Directions for this task - Copy the data exactly; pictures stay out of the copy.

--- start Record extracts ---

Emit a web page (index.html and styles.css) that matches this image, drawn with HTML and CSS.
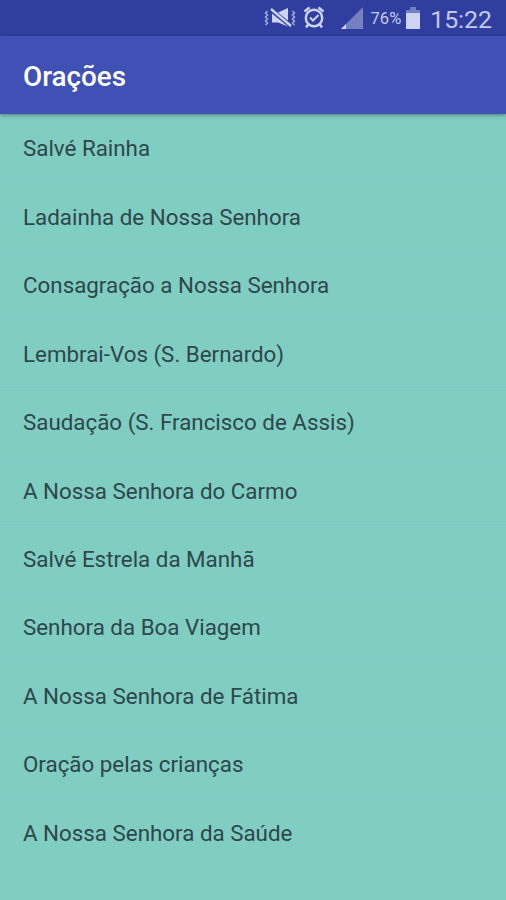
FILE: index.html
```html
<!DOCTYPE html>
<html lang="pt">
	<head>
		<meta charset="UTF-8">
		<title>Orações</title>
		<link rel="stylesheet" href="styles.css">
	</head>
	<body>
		<div class="status">
			<svg class="mute" width="34" height="24" viewBox="0 0 34 24">
				<path class="wave" d="M4.500 5l-2 2 2 2-2 2 2 2-2 2 2 2-2 2M29.500 5l2 2-2 2 2 2-2 2 2 2-2 2 2 2"/>
				<path class="fill" d="M9 6.500h6L25 2v18.500l-10-4H9z"/>
				<path class="gap" d="M7 3l21 17"/>
				<path class="slash" d="M8 3l20 17"/>
			</svg>
			<svg class="alarm" width="22" height="24" viewBox="0 0 22 24">
				<circle cx="11" cy="12" r="8.200"/>
				<path d="M1.500 5.500l5-4M20.500 5.500l-5-4M5.500 18l-2.500 3.500M16.500 18l2.500 3.500"/>
				<path class="tick" d="M7 11.500l3 3 5.500-5.500"/>
			</svg>
			<svg class="signal" width="22" height="22" viewBox="0 0 22 22">
				<path class="dim" d="M0 22L22 0v22z"/>
				<path class="fill" d="M0 22l5-5v5z"/>
			</svg>
			<span class="percent">76%</span>
			<svg class="battery" width="14" height="22" viewBox="0 0 14 22">
				<path class="dim" d="M4 0h6v3h4v4H0V3h4z"/>
				<path class="fill" d="M0 6h14v16H0z"/>
			</svg>
			<span class="time">15:22</span>
		</div>
		<div class="bar">
			<h1>Orações</h1>
		</div>
		<ul class="list">
			<li>Salvé Rainha</li>
			<li>Ladainha de Nossa Senhora</li>
			<li>Consagração a Nossa Senhora</li>
			<li>Lembrai-Vos (S. Bernardo)</li>
			<li>Saudação (S. Francisco de Assis)</li>
			<li>A Nossa Senhora do Carmo</li>
			<li>Salvé Estrela da Manhã</li>
			<li>Senhora da Boa Viagem</li>
			<li>A Nossa Senhora de Fátima</li>
			<li>Oração pelas crianças</li>
			<li>A Nossa Senhora da Saúde</li>
		</ul>
	</body>
</html>
```

FILE: styles.css
```css
*{
	padding:0;
	margin:0;
	box-sizing:border-box;
}
body{
	height:900px;
	overflow:hidden;
	background:#80cdc2;
	font-family:Roboto,sans-serif;
}
.status{
	height:36px;
	padding-right:14px;
	display:flex;
	align-items:center;
	justify-content:flex-end;
	background:#303f9f;
	color:#c3cbec;
}
.status svg{
	flex:none;
	fill:none;
	stroke:none;
}
.status .fill{
	fill:#ccd4f1;
}
.status .dim{
	fill:#7580c0;
}
.mute .wave{
	stroke:#a4afdf;
	stroke-width:1.5;
}
.mute .gap{
	stroke:#303f9f;
	stroke-width:4.6;
}
.mute .slash{
	stroke:#ccd4f1;
	stroke-width:2.4;
}
.status .alarm{
	margin-left:6px;
	stroke:#ccd4f1;
	stroke-width:2.4;
}
.alarm .tick{
	stroke-width:2;
}
.signal{
	margin-left:16px;
}
.percent{
	margin-left:8px;
	font-size:16.5px;
	line-height:36px;
	padding-top:1px;
}
.battery{
	margin-left:5px;
}
.time{
	margin-left:10px;
	font-size:24.8px;
	line-height:36px;
	padding-top:3px;
}
.bar{
	height:78.4px;
	padding:3px 0 0 23px;
	display:flex;
	align-items:center;
	position:relative;
	background:#3f51b5;
	box-shadow:0 1px 4px rgba(0,0,0,0.4);
}
.bar h1{
	font-size:27.8px;
	font-weight:500;
	line-height:32px;
	color:#fff;
}
.list{
	list-style:none;
}
.list li{
	height:68.45px;
	padding-left:23px;
	border-bottom:1px solid #7ccabf;
	font-size:22.35px;
	line-height:68.4px;
	color:#2e474b;
}
.list li:last-child{
	border-bottom:none;
}
```
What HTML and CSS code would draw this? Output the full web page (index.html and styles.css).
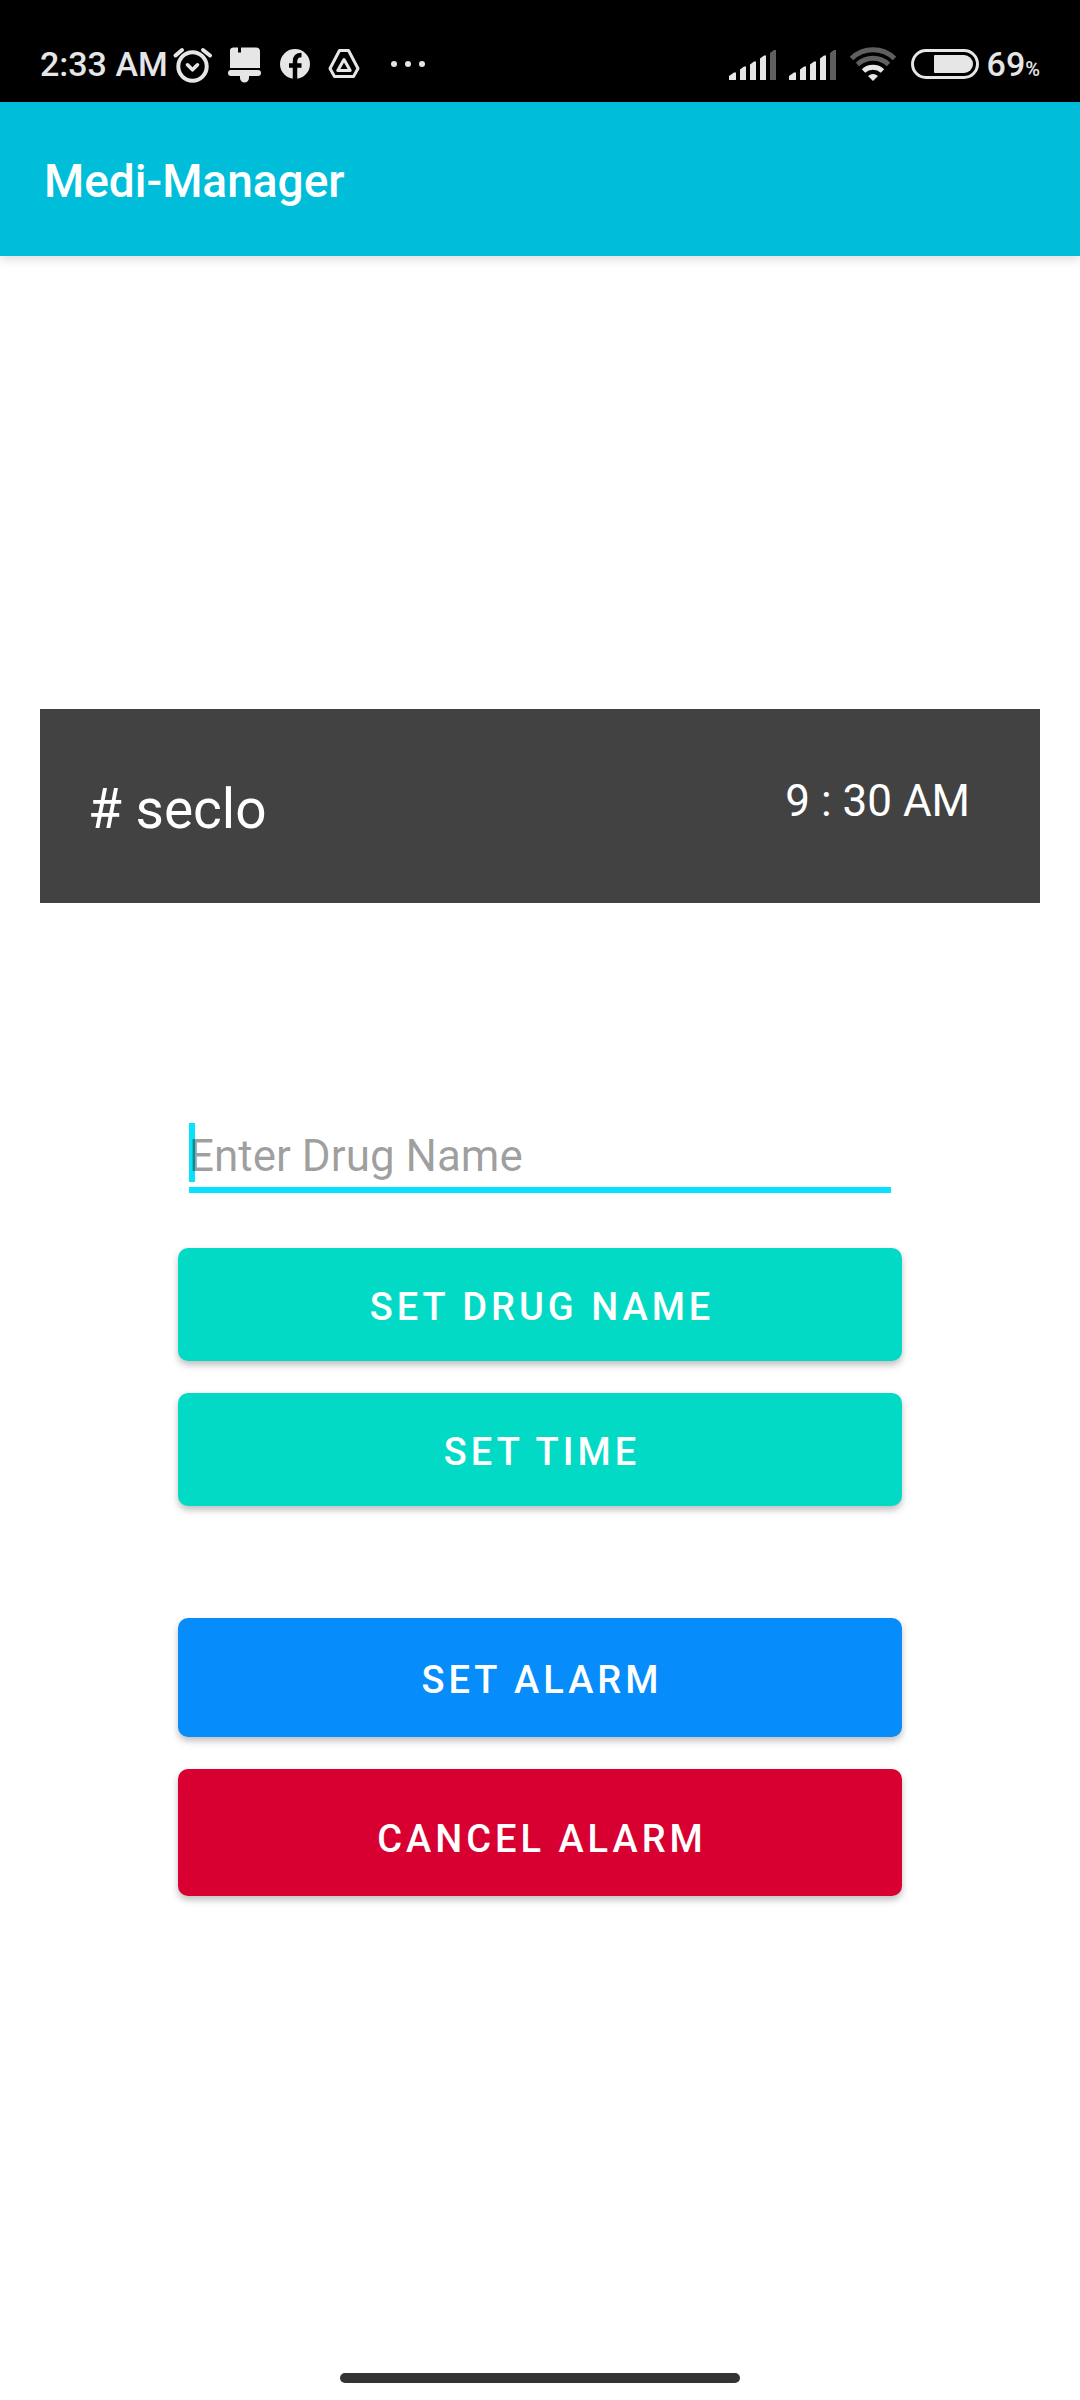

--- end Record extracts ---

Task answer -
Emit a web page (index.html and styles.css) that matches this image, drawn with HTML and CSS.
FILE: index.html
```html
<!DOCTYPE html>
<html lang="pt">
	<head>
		<meta charset="UTF-8">
		<title>Orações</title>
		<link rel="stylesheet" href="styles.css">
	</head>
	<body>
		<div class="status">
			<svg class="mute" width="34" height="24" viewBox="0 0 34 24">
				<path class="wave" d="M4.500 5l-2 2 2 2-2 2 2 2-2 2 2 2-2 2M29.500 5l2 2-2 2 2 2-2 2 2 2-2 2 2 2"/>
				<path class="fill" d="M9 6.500h6L25 2v18.500l-10-4H9z"/>
				<path class="gap" d="M7 3l21 17"/>
				<path class="slash" d="M8 3l20 17"/>
			</svg>
			<svg class="alarm" width="22" height="24" viewBox="0 0 22 24">
				<circle cx="11" cy="12" r="8.200"/>
				<path d="M1.500 5.500l5-4M20.500 5.500l-5-4M5.500 18l-2.500 3.500M16.500 18l2.500 3.500"/>
				<path class="tick" d="M7 11.500l3 3 5.500-5.500"/>
			</svg>
			<svg class="signal" width="22" height="22" viewBox="0 0 22 22">
				<path class="dim" d="M0 22L22 0v22z"/>
				<path class="fill" d="M0 22l5-5v5z"/>
			</svg>
			<span class="percent">76%</span>
			<svg class="battery" width="14" height="22" viewBox="0 0 14 22">
				<path class="dim" d="M4 0h6v3h4v4H0V3h4z"/>
				<path class="fill" d="M0 6h14v16H0z"/>
			</svg>
			<span class="time">15:22</span>
		</div>
		<div class="bar">
			<h1>Orações</h1>
		</div>
		<ul class="list">
			<li>Salvé Rainha</li>
			<li>Ladainha de Nossa Senhora</li>
			<li>Consagração a Nossa Senhora</li>
			<li>Lembrai-Vos (S. Bernardo)</li>
			<li>Saudação (S. Francisco de Assis)</li>
			<li>A Nossa Senhora do Carmo</li>
			<li>Salvé Estrela da Manhã</li>
			<li>Senhora da Boa Viagem</li>
			<li>A Nossa Senhora de Fátima</li>
			<li>Oração pelas crianças</li>
			<li>A Nossa Senhora da Saúde</li>
		</ul>
	</body>
</html>
```

FILE: styles.css
```css
*{
	padding:0;
	margin:0;
	box-sizing:border-box;
}
body{
	height:900px;
	overflow:hidden;
	background:#80cdc2;
	font-family:Roboto,sans-serif;
}
.status{
	height:36px;
	padding-right:14px;
	display:flex;
	align-items:center;
	justify-content:flex-end;
	background:#303f9f;
	color:#c3cbec;
}
.status svg{
	flex:none;
	fill:none;
	stroke:none;
}
.status .fill{
	fill:#ccd4f1;
}
.status .dim{
	fill:#7580c0;
}
.mute .wave{
	stroke:#a4afdf;
	stroke-width:1.5;
}
.mute .gap{
	stroke:#303f9f;
	stroke-width:4.6;
}
.mute .slash{
	stroke:#ccd4f1;
	stroke-width:2.4;
}
.status .alarm{
	margin-left:6px;
	stroke:#ccd4f1;
	stroke-width:2.4;
}
.alarm .tick{
	stroke-width:2;
}
.signal{
	margin-left:16px;
}
.percent{
	margin-left:8px;
	font-size:16.5px;
	line-height:36px;
	padding-top:1px;
}
.battery{
	margin-left:5px;
}
.time{
	margin-left:10px;
	font-size:24.8px;
	line-height:36px;
	padding-top:3px;
}
.bar{
	height:78.4px;
	padding:3px 0 0 23px;
	display:flex;
	align-items:center;
	position:relative;
	background:#3f51b5;
	box-shadow:0 1px 4px rgba(0,0,0,0.4);
}
.bar h1{
	font-size:27.8px;
	font-weight:500;
	line-height:32px;
	color:#fff;
}
.list{
	list-style:none;
}
.list li{
	height:68.45px;
	padding-left:23px;
	border-bottom:1px solid #7ccabf;
	font-size:22.35px;
	line-height:68.4px;
	color:#2e474b;
}
.list li:last-child{
	border-bottom:none;
}
```
What HTML and CSS code would draw this? Output the full web page (index.html and styles.css).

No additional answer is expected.